Rationale: Likelihood-based statistics are theoretically optimal against point alternatives (Katsevich & Ramdas, 2022). Since TabPFN provides calibrated posterior predictive distributions, ELPD serves as a proper scoring rule to measure how well the data fits the model.

D. Procedure

Fit TabPFN to estimate $p(Y \mid X)$ and $p(X_j \mid X_{-j})$ .
Compute the observed statistic $T_{obs}$ on the original data.
Generate $B$ null datasets by resampling $X_j$ from $p(X_j \mid X_{-j})$ while keeping $X_{-j}$ and $Y$ fixed.
Compute the statistic $T^{(b)}$ for each null dataset.
Calculate the $p$ -value: $p = \frac{1 + \sum I(T^{(b)} \ge T_{obs})}{B + 1}$ .

3. Key Contributions

Integration of Foundation Models and Inference: The paper demonstrates how to construct a valid conditional independence test by leveraging a pretrained foundation model (TabPFN) that requires no retraining.
Finite-Sample Validity: The method provides valid $p$ -values for feature relevance in finite samples, even in nonlinear, correlated, and mixed-type settings, without relying on asymptotic approximations.
Distinction of Conditional Relevance: Unlike Shapley values, this approach rigorously distinguishes between marginal association and conditional relevance, correctly identifying features that are only relevant due to correlation with other variables.
Computational Efficiency: By using a single-pass foundation model, the method avoids the computational prohibitive cost of iterative retraining or adversarial training required by other CRT implementations (e.g., using GANs).

4. Experimental Results

The authors evaluated the method on 11 synthetic datasets covering linear, nonlinear, interaction, and correlated regimes.

Type-I Error Control:
- The method achieved strong calibration across most benchmarks.
- In 6 out of 11 datasets, Type-I error was $\le 0.03$ (at $\alpha=0.05$ ).
- Limitation: Slightly elevated Type-I error was observed in "Correlated Linear" (0.10) and "Weak Signal" (0.07) settings.
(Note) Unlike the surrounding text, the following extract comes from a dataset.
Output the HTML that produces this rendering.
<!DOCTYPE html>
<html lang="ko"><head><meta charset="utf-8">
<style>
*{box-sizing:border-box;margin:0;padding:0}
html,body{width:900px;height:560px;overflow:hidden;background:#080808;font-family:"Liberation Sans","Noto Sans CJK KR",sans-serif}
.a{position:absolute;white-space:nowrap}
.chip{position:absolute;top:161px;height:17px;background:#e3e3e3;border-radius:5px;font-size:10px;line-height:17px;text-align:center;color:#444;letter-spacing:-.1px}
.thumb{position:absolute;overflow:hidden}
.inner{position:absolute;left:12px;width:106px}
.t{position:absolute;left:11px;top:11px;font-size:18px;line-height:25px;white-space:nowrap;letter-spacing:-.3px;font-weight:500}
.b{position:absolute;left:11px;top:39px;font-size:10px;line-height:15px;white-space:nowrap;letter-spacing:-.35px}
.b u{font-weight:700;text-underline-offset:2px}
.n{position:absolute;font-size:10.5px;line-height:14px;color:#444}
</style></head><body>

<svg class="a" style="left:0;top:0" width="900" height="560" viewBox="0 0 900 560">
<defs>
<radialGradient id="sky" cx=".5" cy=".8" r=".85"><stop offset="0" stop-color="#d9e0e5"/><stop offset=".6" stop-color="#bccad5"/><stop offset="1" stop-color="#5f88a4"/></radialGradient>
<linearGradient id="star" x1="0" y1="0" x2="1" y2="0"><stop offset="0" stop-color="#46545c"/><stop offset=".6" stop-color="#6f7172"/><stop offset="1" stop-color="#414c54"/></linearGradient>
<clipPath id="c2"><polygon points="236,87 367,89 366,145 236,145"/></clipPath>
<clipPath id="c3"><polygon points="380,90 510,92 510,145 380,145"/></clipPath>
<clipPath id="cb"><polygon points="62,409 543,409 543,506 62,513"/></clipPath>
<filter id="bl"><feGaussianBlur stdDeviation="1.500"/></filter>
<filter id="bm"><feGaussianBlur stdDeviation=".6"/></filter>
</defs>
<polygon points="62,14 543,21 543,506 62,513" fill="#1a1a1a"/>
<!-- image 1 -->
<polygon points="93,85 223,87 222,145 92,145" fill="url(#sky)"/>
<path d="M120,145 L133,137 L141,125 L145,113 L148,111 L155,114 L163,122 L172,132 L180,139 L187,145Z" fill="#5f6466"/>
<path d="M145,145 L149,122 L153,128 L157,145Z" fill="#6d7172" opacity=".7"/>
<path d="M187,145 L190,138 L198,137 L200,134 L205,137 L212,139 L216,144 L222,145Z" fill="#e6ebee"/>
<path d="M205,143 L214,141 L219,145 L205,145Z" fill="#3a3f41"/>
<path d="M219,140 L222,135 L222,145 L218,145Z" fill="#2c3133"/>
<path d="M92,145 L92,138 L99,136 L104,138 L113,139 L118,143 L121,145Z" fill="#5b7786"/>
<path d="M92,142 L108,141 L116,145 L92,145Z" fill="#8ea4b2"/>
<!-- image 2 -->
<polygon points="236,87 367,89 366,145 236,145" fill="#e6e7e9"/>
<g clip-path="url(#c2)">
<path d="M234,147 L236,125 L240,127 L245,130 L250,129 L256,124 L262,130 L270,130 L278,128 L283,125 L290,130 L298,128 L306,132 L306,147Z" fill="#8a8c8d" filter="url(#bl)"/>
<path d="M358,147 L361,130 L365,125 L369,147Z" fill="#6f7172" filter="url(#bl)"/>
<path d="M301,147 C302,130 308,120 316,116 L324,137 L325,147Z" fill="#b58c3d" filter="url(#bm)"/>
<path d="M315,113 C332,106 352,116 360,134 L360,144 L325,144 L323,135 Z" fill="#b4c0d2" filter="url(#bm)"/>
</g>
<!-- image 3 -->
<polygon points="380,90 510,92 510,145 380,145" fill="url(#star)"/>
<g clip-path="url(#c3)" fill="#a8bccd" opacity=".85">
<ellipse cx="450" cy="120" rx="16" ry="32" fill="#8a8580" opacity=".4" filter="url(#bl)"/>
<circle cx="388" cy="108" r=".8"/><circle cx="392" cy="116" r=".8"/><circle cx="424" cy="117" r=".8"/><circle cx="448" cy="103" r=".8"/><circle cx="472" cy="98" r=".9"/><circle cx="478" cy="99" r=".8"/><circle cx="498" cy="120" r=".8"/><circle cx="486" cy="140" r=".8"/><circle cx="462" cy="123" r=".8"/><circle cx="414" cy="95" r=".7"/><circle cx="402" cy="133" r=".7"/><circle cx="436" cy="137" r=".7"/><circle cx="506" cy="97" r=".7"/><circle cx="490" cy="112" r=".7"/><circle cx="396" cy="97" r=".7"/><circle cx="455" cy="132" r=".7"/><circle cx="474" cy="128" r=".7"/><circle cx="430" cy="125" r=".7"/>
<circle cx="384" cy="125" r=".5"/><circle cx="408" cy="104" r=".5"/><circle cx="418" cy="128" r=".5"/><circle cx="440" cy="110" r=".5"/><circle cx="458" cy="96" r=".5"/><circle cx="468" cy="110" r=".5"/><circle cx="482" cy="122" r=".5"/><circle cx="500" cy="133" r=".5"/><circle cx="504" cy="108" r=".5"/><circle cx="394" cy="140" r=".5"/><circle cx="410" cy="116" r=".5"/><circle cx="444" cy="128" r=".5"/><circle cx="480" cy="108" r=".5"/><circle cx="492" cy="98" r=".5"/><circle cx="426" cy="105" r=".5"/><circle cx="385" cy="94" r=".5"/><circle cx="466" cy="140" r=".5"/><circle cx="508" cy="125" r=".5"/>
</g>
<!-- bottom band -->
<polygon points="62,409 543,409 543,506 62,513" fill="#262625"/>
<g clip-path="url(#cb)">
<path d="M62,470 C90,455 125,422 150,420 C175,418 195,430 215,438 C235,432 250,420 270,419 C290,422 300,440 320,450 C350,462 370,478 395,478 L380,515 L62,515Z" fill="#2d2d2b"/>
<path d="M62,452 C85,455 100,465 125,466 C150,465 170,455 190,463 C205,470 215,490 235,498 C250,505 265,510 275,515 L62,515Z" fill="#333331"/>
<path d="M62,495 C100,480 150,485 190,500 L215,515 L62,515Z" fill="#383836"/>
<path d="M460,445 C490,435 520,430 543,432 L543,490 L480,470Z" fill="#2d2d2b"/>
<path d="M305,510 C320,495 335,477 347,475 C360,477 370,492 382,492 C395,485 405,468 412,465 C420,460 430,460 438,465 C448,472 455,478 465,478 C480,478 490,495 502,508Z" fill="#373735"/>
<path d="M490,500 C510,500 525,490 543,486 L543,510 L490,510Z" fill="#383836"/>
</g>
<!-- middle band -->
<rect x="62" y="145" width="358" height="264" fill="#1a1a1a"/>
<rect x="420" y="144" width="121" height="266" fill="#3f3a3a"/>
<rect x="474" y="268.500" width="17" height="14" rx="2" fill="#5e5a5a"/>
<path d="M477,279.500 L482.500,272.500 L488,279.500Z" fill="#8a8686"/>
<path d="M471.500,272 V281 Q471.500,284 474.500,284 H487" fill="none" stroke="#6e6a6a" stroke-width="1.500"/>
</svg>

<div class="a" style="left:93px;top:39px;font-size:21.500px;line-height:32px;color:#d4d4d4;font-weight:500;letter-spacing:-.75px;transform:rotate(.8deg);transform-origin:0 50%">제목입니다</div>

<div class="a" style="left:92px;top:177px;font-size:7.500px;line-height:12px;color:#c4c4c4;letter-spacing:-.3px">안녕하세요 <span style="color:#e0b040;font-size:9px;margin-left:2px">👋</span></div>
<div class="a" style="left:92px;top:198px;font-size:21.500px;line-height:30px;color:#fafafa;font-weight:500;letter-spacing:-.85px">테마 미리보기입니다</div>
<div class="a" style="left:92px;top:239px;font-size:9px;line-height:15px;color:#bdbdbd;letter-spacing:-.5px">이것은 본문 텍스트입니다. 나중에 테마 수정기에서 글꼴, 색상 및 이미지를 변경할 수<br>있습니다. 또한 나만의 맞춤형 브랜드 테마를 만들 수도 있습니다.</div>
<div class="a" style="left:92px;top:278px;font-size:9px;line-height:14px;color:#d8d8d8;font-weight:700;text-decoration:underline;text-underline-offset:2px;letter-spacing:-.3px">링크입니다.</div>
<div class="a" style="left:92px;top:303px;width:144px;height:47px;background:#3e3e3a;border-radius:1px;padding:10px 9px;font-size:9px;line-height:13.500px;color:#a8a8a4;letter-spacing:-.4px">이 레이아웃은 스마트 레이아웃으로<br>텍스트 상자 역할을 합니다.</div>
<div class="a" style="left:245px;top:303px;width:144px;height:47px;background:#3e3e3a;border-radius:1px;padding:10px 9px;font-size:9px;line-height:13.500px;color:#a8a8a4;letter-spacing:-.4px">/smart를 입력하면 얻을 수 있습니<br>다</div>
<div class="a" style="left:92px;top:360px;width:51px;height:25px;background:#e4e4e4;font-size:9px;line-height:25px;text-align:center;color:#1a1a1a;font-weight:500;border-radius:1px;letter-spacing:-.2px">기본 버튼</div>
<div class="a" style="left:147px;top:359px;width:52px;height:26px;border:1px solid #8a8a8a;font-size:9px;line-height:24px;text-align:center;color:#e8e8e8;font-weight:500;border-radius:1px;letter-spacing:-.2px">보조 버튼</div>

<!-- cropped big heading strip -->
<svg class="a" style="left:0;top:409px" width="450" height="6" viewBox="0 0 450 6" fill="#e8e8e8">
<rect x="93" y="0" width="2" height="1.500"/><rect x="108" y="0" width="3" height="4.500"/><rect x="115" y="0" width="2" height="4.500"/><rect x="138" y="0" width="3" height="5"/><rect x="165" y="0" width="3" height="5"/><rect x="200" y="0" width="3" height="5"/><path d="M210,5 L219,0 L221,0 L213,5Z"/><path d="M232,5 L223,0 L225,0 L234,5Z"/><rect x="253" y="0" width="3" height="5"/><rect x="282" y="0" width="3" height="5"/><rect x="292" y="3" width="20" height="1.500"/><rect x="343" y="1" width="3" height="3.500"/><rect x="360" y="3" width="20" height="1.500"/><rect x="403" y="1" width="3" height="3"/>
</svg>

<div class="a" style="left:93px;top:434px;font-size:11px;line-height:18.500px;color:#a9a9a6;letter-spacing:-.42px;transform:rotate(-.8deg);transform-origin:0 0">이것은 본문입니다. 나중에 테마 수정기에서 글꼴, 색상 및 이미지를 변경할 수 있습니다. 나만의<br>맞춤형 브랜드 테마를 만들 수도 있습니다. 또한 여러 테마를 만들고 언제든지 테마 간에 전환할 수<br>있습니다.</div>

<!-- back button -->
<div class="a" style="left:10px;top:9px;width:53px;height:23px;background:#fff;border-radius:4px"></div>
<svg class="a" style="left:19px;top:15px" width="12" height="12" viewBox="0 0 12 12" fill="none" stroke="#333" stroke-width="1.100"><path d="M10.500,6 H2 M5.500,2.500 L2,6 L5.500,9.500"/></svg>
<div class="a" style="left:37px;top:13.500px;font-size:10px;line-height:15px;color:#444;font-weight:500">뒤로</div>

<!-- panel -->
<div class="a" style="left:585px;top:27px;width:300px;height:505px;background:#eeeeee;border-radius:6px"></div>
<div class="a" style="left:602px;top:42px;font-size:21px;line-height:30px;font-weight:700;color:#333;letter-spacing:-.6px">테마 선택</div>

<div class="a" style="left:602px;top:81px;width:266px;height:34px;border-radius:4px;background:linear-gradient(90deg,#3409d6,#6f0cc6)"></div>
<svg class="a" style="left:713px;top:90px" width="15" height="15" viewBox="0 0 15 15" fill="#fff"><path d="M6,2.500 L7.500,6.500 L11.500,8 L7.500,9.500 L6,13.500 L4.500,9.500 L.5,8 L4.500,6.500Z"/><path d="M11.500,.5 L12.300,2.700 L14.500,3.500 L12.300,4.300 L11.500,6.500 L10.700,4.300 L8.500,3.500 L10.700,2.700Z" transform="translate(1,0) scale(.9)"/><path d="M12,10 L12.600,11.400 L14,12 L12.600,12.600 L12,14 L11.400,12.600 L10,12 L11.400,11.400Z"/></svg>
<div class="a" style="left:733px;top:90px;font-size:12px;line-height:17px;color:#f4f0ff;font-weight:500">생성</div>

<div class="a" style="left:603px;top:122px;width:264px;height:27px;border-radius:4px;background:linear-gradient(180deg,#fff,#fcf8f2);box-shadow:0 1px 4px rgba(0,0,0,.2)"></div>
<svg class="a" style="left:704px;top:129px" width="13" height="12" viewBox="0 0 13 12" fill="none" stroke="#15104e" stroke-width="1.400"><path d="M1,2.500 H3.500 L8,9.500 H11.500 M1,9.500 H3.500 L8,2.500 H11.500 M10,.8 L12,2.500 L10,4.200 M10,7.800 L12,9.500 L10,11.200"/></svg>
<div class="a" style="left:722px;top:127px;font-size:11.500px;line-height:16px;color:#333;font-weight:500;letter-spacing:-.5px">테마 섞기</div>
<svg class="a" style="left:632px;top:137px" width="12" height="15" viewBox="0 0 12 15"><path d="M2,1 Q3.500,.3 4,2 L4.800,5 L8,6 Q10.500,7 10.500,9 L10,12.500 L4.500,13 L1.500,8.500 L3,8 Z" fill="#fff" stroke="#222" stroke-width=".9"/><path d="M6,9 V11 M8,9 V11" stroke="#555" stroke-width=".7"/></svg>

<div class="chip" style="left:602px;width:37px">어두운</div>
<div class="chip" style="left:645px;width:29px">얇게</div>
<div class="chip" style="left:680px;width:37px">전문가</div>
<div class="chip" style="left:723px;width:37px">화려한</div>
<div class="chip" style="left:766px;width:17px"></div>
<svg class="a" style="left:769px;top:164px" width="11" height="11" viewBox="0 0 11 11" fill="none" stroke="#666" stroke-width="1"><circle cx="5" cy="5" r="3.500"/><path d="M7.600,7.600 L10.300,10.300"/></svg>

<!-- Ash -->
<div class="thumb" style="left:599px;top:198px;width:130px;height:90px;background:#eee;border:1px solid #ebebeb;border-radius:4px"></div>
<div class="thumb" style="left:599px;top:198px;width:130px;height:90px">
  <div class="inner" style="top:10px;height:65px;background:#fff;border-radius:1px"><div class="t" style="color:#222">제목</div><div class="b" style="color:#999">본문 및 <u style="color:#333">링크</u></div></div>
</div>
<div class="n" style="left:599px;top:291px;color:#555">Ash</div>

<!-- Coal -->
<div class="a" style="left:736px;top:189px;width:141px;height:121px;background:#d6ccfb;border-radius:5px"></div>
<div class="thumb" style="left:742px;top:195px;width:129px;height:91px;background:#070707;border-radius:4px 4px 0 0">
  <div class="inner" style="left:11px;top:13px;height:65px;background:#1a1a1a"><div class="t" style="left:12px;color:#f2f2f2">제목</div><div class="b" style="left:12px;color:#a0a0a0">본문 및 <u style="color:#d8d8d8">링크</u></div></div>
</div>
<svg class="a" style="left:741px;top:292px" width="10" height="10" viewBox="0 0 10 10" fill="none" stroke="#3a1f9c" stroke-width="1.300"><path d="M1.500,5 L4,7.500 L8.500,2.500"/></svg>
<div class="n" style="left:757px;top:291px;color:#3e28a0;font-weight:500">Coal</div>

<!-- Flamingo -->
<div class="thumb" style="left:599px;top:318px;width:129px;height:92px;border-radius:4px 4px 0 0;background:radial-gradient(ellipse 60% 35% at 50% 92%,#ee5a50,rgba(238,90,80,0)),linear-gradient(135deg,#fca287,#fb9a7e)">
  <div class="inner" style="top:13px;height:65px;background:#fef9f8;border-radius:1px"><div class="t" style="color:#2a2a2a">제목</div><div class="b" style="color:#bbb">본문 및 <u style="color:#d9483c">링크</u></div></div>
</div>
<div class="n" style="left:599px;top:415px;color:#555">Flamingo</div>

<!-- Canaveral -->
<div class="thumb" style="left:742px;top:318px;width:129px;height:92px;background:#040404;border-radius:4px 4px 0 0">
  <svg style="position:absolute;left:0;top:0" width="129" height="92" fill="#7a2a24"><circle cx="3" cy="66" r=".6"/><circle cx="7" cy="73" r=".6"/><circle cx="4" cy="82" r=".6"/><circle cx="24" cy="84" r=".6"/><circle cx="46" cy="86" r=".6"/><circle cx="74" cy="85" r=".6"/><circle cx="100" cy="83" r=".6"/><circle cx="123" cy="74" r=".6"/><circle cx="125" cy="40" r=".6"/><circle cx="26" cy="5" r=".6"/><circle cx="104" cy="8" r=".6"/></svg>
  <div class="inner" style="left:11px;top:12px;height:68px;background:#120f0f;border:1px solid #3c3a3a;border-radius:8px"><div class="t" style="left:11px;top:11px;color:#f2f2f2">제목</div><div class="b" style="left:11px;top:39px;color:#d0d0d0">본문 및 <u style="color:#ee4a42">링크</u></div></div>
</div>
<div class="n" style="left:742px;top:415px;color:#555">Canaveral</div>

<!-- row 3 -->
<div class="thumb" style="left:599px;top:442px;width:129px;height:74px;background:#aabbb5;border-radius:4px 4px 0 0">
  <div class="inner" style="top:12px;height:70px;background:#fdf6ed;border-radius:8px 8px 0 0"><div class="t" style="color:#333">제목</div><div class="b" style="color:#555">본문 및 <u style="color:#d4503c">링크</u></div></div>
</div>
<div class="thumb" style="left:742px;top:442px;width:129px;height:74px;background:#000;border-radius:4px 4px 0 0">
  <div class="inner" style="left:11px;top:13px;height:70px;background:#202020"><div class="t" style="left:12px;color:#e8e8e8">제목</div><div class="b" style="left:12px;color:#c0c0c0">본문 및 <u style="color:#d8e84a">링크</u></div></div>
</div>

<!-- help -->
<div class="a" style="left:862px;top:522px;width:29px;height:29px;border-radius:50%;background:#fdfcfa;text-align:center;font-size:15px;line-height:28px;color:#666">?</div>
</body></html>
The authors attribute this to imperfect approximation of the conditional distribution $p(X_j \mid X_{-j})$ by TabPFN in sparse or highly complex scenarios, which violates the exchangeability assumption.
Statistical Power:
- The method demonstrated perfect power (1.00) in 8 out of 11 datasets (including Linear Sparse, Linear Dense, and Friedman 1).
- Power decreased in complex nonlinear interactions (Friedman 2: 0.60, Friedman 3: 0.40) and the "Conditional Null" scenario (0.00, correctly identifying no relevance).
Calibration: Empirical Cumulative Distribution Functions (ECDFs) and Quantile-Quantile (QQ) plots confirmed that $p$ -values for irrelevant features closely follow the Uniform(0, 1) distribution, while relevant features concentrate near zero.

5. Significance and Conclusion

This work bridges the gap between the flexibility of modern machine learning and the rigor of classical statistical inference.

Practical Impact: It offers a practical tool for feature selection and interpretation in high-stakes domains (medicine, economics) where valid $p$ -values are required but data is often small, nonlinear, and correlated.
Theoretical Contribution: It validates the use of foundation models not just for prediction, but as probabilistic engines for generating valid null distributions in hypothesis testing.
Future Directions: The authors suggest future work on scaling to very large datasets (beyond TabPFN's current context window), integrating with causal inference frameworks (DAGs), and developing diagnostics to detect when the conditional modeling quality is insufficient.

In summary, the paper establishes that TabPFN-based CRT is a robust, finite-sample valid method for feature-level hypothesis testing, effectively solving the "black-box" inference problem for tabular data.